[BEGIN Records supplied]

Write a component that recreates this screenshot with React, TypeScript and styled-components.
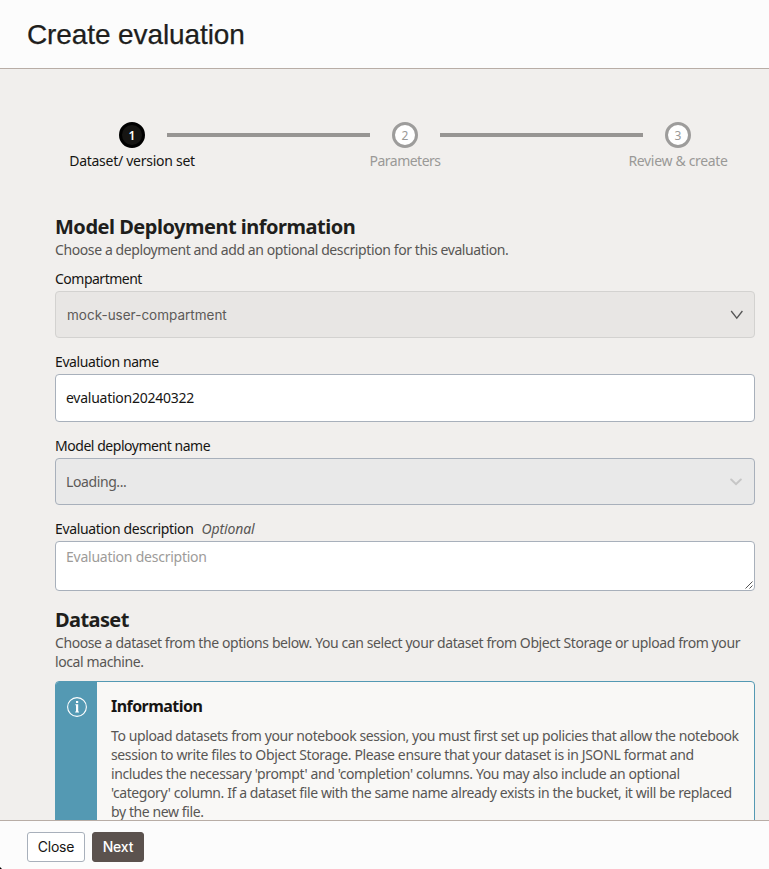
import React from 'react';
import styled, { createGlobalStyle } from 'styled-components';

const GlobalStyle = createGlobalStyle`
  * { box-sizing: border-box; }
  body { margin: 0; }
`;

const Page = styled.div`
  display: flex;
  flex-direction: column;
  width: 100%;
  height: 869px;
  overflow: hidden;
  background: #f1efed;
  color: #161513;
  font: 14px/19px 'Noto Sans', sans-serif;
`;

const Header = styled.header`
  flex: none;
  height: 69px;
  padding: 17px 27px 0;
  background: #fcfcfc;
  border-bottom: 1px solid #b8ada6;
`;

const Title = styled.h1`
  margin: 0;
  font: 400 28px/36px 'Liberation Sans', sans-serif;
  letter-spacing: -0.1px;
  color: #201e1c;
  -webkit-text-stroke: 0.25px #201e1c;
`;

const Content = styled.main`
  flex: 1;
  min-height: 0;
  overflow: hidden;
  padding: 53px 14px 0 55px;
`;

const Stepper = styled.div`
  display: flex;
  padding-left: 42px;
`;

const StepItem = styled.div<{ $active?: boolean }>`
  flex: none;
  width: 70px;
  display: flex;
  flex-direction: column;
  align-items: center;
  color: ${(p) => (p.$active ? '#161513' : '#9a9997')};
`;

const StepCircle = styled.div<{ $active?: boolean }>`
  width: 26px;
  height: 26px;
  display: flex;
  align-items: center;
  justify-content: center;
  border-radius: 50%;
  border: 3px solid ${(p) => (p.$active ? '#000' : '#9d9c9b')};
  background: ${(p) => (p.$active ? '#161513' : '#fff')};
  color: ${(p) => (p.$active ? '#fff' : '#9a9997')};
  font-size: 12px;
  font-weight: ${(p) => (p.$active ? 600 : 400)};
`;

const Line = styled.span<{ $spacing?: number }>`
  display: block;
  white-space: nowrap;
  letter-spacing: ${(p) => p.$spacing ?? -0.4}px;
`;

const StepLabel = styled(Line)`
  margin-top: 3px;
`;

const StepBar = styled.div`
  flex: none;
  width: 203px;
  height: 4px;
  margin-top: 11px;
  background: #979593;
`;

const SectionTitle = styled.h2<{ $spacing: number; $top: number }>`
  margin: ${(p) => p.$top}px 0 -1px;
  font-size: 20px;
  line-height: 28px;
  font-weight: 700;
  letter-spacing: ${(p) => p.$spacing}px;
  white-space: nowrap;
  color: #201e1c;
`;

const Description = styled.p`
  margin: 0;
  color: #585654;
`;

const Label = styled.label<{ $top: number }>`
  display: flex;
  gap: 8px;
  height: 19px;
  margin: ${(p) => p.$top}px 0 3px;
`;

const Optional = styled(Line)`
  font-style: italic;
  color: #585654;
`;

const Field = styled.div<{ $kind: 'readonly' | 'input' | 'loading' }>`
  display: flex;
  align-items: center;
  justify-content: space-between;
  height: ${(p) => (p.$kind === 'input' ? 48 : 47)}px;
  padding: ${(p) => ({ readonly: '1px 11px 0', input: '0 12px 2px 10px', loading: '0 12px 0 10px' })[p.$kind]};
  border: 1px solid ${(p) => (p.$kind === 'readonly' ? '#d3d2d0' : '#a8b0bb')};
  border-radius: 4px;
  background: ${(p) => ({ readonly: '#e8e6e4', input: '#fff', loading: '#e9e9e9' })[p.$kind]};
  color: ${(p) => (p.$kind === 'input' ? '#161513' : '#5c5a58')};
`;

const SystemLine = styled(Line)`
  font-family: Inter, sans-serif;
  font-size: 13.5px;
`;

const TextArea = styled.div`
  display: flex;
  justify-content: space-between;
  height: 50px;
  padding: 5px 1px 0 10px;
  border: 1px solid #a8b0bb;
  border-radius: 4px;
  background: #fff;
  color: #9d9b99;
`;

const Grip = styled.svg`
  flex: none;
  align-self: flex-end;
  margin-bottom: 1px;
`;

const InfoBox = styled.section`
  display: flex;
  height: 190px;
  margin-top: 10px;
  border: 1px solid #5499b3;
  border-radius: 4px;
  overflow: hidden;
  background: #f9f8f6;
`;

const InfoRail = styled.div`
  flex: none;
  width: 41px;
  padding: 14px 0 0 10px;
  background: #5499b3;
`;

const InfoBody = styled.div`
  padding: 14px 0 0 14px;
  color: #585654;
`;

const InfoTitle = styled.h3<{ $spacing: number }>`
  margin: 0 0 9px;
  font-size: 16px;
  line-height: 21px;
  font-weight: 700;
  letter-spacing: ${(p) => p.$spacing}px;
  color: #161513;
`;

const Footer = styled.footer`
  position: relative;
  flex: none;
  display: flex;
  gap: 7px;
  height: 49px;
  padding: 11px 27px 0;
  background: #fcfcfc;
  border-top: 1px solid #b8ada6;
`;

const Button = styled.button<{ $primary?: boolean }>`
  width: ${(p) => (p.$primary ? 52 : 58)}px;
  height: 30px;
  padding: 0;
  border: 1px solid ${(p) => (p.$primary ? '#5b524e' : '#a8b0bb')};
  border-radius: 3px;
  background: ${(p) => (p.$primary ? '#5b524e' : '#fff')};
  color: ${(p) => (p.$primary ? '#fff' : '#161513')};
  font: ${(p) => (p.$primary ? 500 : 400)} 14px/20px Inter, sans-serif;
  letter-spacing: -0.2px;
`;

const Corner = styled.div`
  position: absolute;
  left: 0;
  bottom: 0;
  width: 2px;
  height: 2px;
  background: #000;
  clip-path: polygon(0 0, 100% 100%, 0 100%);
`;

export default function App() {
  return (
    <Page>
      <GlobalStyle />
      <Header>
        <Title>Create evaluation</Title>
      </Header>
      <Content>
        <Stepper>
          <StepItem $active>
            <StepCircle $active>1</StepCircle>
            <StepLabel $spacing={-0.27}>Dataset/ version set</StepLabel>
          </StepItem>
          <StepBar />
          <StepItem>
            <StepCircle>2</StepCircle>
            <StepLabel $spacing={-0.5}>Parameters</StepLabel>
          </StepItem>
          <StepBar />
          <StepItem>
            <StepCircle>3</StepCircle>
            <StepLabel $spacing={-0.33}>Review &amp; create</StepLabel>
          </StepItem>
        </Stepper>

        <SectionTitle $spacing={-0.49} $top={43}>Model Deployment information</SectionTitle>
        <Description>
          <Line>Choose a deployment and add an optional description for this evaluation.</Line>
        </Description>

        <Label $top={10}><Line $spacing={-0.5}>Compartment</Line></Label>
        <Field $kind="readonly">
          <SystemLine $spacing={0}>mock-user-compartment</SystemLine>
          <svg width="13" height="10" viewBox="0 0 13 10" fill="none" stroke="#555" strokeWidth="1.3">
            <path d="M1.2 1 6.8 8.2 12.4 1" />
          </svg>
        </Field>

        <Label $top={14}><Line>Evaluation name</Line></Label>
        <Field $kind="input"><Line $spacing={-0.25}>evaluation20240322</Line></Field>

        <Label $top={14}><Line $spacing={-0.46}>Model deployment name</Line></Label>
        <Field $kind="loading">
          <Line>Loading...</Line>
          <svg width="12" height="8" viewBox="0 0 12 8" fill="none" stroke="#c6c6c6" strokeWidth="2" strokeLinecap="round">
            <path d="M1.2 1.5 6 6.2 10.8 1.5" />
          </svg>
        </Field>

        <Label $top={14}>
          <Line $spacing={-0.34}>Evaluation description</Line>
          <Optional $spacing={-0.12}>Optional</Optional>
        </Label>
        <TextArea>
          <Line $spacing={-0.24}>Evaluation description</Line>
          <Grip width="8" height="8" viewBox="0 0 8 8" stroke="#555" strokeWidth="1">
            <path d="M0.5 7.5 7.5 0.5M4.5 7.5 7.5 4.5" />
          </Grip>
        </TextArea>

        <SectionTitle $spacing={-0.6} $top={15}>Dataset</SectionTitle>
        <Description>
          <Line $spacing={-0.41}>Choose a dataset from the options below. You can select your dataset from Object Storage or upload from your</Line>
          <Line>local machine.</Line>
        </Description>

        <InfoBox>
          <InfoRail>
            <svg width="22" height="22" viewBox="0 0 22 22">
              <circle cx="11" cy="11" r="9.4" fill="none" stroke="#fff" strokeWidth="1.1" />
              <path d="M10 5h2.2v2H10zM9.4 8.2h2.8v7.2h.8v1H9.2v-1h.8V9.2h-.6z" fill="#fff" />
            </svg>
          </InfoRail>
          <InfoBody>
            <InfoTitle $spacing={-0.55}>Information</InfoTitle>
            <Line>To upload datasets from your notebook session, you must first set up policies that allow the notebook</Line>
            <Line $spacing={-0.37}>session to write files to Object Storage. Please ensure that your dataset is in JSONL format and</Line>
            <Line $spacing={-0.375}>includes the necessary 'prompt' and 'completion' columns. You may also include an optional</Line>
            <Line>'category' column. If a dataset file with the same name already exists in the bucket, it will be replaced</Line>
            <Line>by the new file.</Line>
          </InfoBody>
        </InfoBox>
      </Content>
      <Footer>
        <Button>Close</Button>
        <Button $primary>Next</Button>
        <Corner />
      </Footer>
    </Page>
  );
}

[END Records supplied]
[BEGIN Records supplied]

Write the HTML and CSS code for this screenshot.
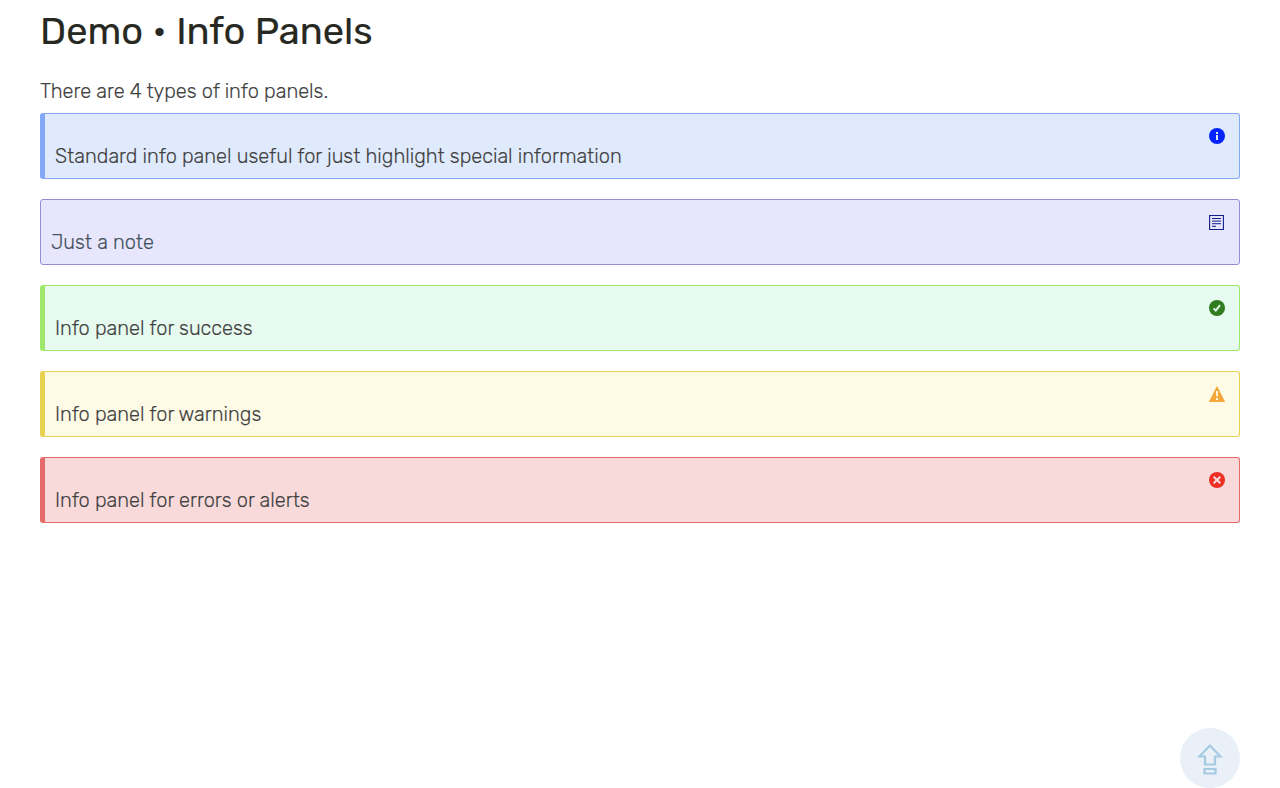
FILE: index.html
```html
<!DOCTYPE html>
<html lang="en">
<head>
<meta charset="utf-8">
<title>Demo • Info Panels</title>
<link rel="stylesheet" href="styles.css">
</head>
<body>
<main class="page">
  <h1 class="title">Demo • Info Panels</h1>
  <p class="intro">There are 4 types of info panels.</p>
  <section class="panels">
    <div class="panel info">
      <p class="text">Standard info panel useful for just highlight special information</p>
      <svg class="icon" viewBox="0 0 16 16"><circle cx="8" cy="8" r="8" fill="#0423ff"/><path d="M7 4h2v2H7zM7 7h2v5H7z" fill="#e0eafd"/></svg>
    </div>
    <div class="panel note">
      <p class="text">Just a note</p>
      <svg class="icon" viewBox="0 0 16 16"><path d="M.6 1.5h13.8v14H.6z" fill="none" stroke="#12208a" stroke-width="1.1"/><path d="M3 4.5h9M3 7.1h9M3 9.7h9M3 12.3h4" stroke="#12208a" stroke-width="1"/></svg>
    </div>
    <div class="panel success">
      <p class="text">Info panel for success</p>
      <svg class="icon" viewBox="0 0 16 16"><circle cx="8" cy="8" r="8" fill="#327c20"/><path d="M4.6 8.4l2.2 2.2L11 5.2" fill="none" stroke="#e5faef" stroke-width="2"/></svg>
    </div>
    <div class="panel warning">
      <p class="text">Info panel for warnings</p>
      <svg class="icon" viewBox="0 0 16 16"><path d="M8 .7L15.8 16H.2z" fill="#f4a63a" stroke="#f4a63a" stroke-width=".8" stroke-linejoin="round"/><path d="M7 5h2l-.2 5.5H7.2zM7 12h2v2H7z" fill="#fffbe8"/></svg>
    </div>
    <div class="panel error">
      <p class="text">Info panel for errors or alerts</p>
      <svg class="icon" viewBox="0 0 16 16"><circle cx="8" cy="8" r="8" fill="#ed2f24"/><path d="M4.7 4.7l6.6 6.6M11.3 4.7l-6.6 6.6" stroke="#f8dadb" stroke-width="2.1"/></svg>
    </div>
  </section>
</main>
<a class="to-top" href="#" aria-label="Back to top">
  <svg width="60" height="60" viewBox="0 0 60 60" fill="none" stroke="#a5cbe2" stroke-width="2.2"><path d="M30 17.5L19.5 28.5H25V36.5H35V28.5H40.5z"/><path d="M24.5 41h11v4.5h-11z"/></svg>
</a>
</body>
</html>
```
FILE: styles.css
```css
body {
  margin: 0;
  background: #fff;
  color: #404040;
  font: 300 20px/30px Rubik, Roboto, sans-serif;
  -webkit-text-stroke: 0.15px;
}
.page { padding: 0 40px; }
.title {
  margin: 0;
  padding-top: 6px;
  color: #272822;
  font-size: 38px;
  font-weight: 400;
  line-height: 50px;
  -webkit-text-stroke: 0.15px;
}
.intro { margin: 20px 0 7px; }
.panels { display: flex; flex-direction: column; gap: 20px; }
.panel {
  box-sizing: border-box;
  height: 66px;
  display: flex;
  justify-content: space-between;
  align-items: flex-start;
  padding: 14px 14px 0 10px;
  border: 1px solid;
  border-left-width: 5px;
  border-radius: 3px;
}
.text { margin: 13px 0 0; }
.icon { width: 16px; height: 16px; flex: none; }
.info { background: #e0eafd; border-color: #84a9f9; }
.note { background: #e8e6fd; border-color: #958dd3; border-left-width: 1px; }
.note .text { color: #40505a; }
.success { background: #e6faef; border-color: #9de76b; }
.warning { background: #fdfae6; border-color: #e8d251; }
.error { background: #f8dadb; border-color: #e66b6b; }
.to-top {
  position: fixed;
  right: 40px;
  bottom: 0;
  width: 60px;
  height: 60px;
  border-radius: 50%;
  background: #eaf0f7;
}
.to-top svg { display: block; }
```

[END Records supplied]

◆ Written instruction ◆
Scan the records above for the string "with", then select every line that holds it.

◆ Final answer ◆
Write a component that recreates this screenshot with React, TypeScript and styled-components.
            <Line>'category' column. If a dataset file with the same name already exists in the bucket, it will be replaced</Line>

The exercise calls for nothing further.